Operation Legacy was
the British Colonial Office (now Foreign Office)
programme to destroy or conceal files that could potentially implicate
the British Empire in any wrongdoing, and to prevent the use of
incriminating information as evidence by ex-colonies. Hanslope Park, Buckinghamshire,
is the Foreign Office location of secret archives housing over a million historic files. Some of the
gruesome crimes were revealed when victims of the Mau Mau uprising won the right to sue the British government in 2011. These are
truly horrific stories that depict the true nature of the empire’s crimes on
indigenous populations forced into colonial rule. Graphic
details of depravity – murder, incarceration and sexual torture.
On a trip to Kenya in 2023,
King Charles III stopped short of an apology and was criticised for the missed opportunity, especially from the
perspective of those in Africa.
In a 2002 article, Boris
Johnson, seemed to concede that Africa is a ‘mess’ but failed in his rather
lame exculpation of colonialism. Johnson
opined that the problem was not one of being once in charge, but that of not
being in charge anymore, and suggests the best fate for Africa is for another
colonial ‘scramble’, but without the feeling of guilt that followed past
European incursions.
The Transatlantic Slave
Trade is usually narrowed down to circa 1500 – 1870 and was one of the ‘major human migrations in history’, with at least 12 million Africans forcibly
enslaved. The crux of the argument is that the West was built on the blood and
sweat of the enslaved Africans shipped away from their homelands. Surely, the
countries of the former enslavers and colonisers have benefited from cheap
forced labour and had inevitable economic advantages. The Industrial Revolution
was firmly built upon slavery and the exploitation of colonies.
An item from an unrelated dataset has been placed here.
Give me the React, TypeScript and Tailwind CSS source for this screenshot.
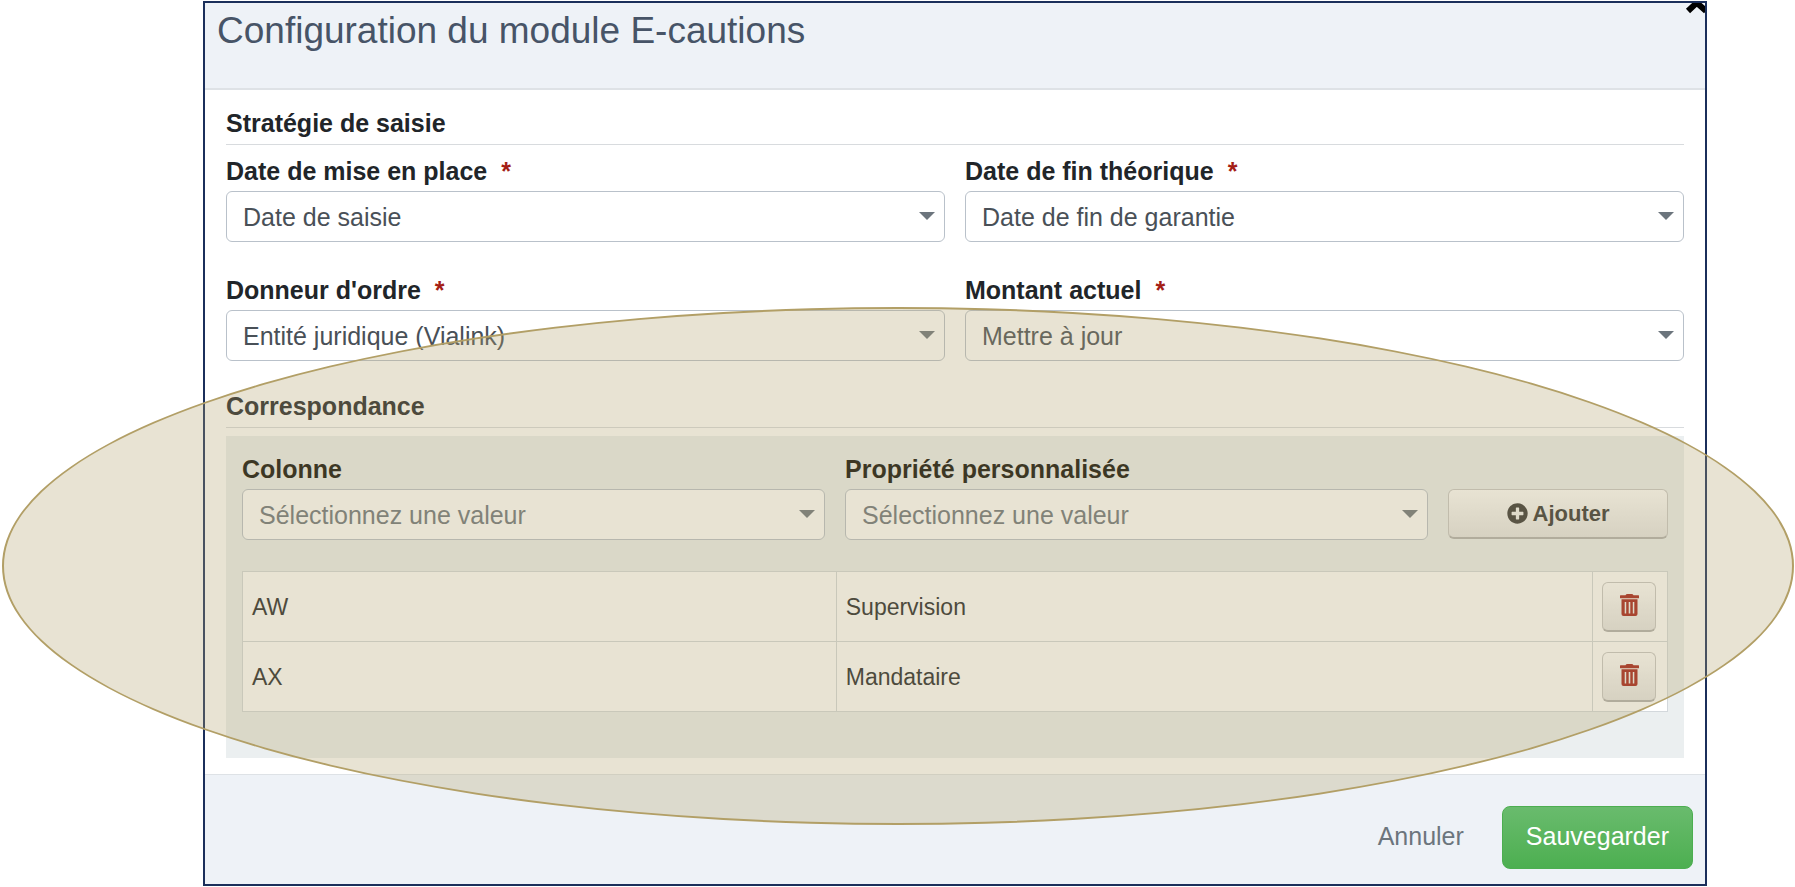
import { FaPlusCircle } from 'react-icons/fa';

interface SelectFieldProps {
  id: string;
  label: string;
  options: string[];
  required?: boolean;
  placeholder?: boolean;
}

function SelectField({ id, label, options, required = false, placeholder = false }: SelectFieldProps) {
  return (
    <div className="flex flex-col gap-1.5 min-w-0">
      <label
        htmlFor={id}
        className={`font-bold text-[25px] leading-7 ${placeholder ? 'text-[#0a0a05]' : 'text-[#212529]'}`}
      >
        {label}
        {required && <span className="ml-3.5 text-[#a41e16]">*</span>}
      </label>
      <div className="relative">
        <select
          id={id}
          className={`block w-full h-[51px] appearance-none rounded-md border border-[#b9c1ca] bg-white pt-px pl-4 pr-10 text-[25px] leading-7 ${
            placeholder ? 'text-[#6c757d]' : 'text-[#495057]'
          }`}
        >
          {options.map((option) => (
            <option key={option}>{option}</option>
          ))}
        </select>
        <svg
          className="absolute right-[10px] top-[21px] h-2 w-4 pointer-events-none"
          viewBox="0 0 16 8"
          fill="#6c757d"
        >
          <path d="M0 0h16L8 8z" />
        </svg>
      </div>
    </div>
  );
}

function SectionTitle({ children }: { children: string }) {
  return (
    <h2 className="border-b border-[#d8dbde] pb-[7px] text-[25px] leading-7 font-bold text-[#212529]">
      {children}
    </h2>
  );
}

function TrashIcon() {
  return (
    <svg className="h-[22px] w-[19px]" viewBox="0 0 19 22" fill="#a41e16">
      <path d="M5.500 1.200Q6 0 7.500 0h4Q13 0 13.500 1.200h5q.5 0 .5.5V4.200H0V1.700q0-.5.5-.5z" />
      <path
        fillRule="evenodd"
        d="M1.500 5.300h16V20q0 2-2 2h-12q-2 0-2-2zM4.700 8v11.500h1.500V8zM8.700 8v11.500h1.600V8zM12.800 8v11.500h1.500V8z"
      />
    </svg>
  );
}

const rows = [
  { column: 'AW', property: 'Supervision' },
  { column: 'AX', property: 'Mandataire' },
];

export default function App() {
  return (
    <div className="relative overflow-hidden bg-white pt-px pb-px font-['Liberation_Sans',Arial,sans-serif]">
      <main className="ml-[203px] mr-[88px] border-2 border-[#1b2f5b] bg-white">
        <header className="relative flex items-start overflow-hidden border-b-2 border-[#dee2e6] bg-[#eef2f7] px-3 pt-1.5 pb-[35px]">
          <h1 className="text-[37px] leading-[44px] text-[#475467]">Configuration du module E-cautions</h1>
          <button type="button" aria-label="Fermer" className="absolute -right-1 -top-[11px] h-6 w-6">
            <svg className="h-6 w-6" viewBox="0 0 24 24" fill="none" stroke="#000" strokeWidth="6">
              <path d="M3 3l18 16M20 3L3 19" />
            </svg>
          </button>
        </header>

        <section className="px-[21px] pt-[19px] pb-4">
          <SectionTitle>Stratégie de saisie</SectionTitle>
          <div className="mt-3 grid grid-cols-2 gap-x-5 gap-y-[34px]">
            <SelectField id="start" label="Date de mise en place" options={['Date de saisie']} required />
            <SelectField id="end" label="Date de fin théorique" options={['Date de fin de garantie']} required />
            <SelectField id="principal" label="Donneur d'ordre" options={['Entité juridique (Vialink)']} required />
            <SelectField id="amount" label="Montant actuel" options={['Mettre à jour']} required />
          </div>

          <div className="mt-[31px]">
            <SectionTitle>Correspondance</SectionTitle>
          </div>
          <div className="mt-2 bg-[#ebeff0] px-4 pt-[19px] pb-[46px]">
            <div className="grid grid-cols-[1fr_1fr_220px] items-end gap-5">
              <SelectField id="column" label="Colonne" options={['Sélectionnez une valeur']} placeholder />
              <SelectField
                id="property"
                label="Propriété personnalisée"
                options={['Sélectionnez une valeur']}
                placeholder
              />
              <button
                type="button"
                className="mb-px flex h-[50px] items-center justify-center gap-[5px] rounded-md border border-b-2 border-[#c8c8c8] border-b-[#b0b0b0] bg-linear-to-b from-white to-[#e6e6e6] text-[22px] leading-6 font-bold text-[#333]"
              >
                <FaPlusCircle className="h-[21px] w-[21px]" />
                Ajouter
              </button>
            </div>

            <table className="mt-[31px] w-full border-collapse bg-white text-[23px] leading-7 text-[#212529]">
              <tbody>
                {rows.map((row) => (
                  <tr key={row.column} className="h-[70px]">
                    <td className="w-5/12 border border-[#d3d8dc] px-[9px]">{row.column}</td>
                    <td className="border border-[#d3d8dc] px-[9px]">{row.property}</td>
                    <td className="w-[75px] border border-[#d3d8dc] px-[9px]">
                      <button
                        type="button"
                        aria-label="Supprimer"
                        className="flex h-[50px] w-[54px] items-center justify-center rounded-md border border-b-2 border-[#c8c8c8] border-b-[#b0b0b0] bg-linear-to-b from-white to-[#e6e6e6] pb-0.5"
                      >
                        <TrashIcon />
                      </button>
                    </td>
                  </tr>
                ))}
              </tbody>
            </table>
          </div>
        </section>

        <footer className="flex items-center justify-end gap-3 border-t border-[#dee2e6] bg-[#eef2f7] px-3 pt-[31px] pb-[15px] text-[25px] leading-7">
          <button type="button" className="px-[26px] pb-1 text-[#6c757d]">
            Annuler
          </button>
          <button
            type="button"
            className="h-[63px] rounded-lg border border-[#4cae50] bg-linear-to-b from-[#69bb6d] to-[#4caf50] px-[23px] pb-1 text-white"
          >
            Sauvegarder
          </button>
        </footer>
      </main>

      {/* Highlight over the mapping section */}
      <div className="pointer-events-none absolute top-[307px] right-px left-0.5 h-[518px] rounded-[50%] border-2 border-[#b29f66] bg-[#b2a26c]/30" />
    </div>
  );
}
The wealth of some of the richest British families can be traced to the
slave trade. Some institutions benefitted from the slave trade as well –
University of Oxford’s All
Souls College was bequeathed a magnificent library. Experiments
such as that of the steam engine inventor, James Watt, were financed with the proceeds from slavery.
The eventual abolishment
of slavery, following 26 years of bureaucracy, was
primarily economic, and did not
culminate in the compensation of the enslaved. Rather, in 1833, Britain paid 40% of its national budget: the sum of £20 million – worth billions in
modern equivalent – to compensate thousands of slave-owner families, and it
took British taxpayers 182 years (1833-2015) to complete payment.
It has often been argued that if
the Jews can rightfully get reparations for the horrendous Holocaust they
suffered for 12 years (1933-1945), reparations for slavery in Africa is a
legitimate cause. The Reparations Agreement between Israel and the Federal Republic of
Germany was signed on September 10, 1952. Since 1952, Germany has paid more
than $90 billion, and in 2024, committed to paying $1.4 billion.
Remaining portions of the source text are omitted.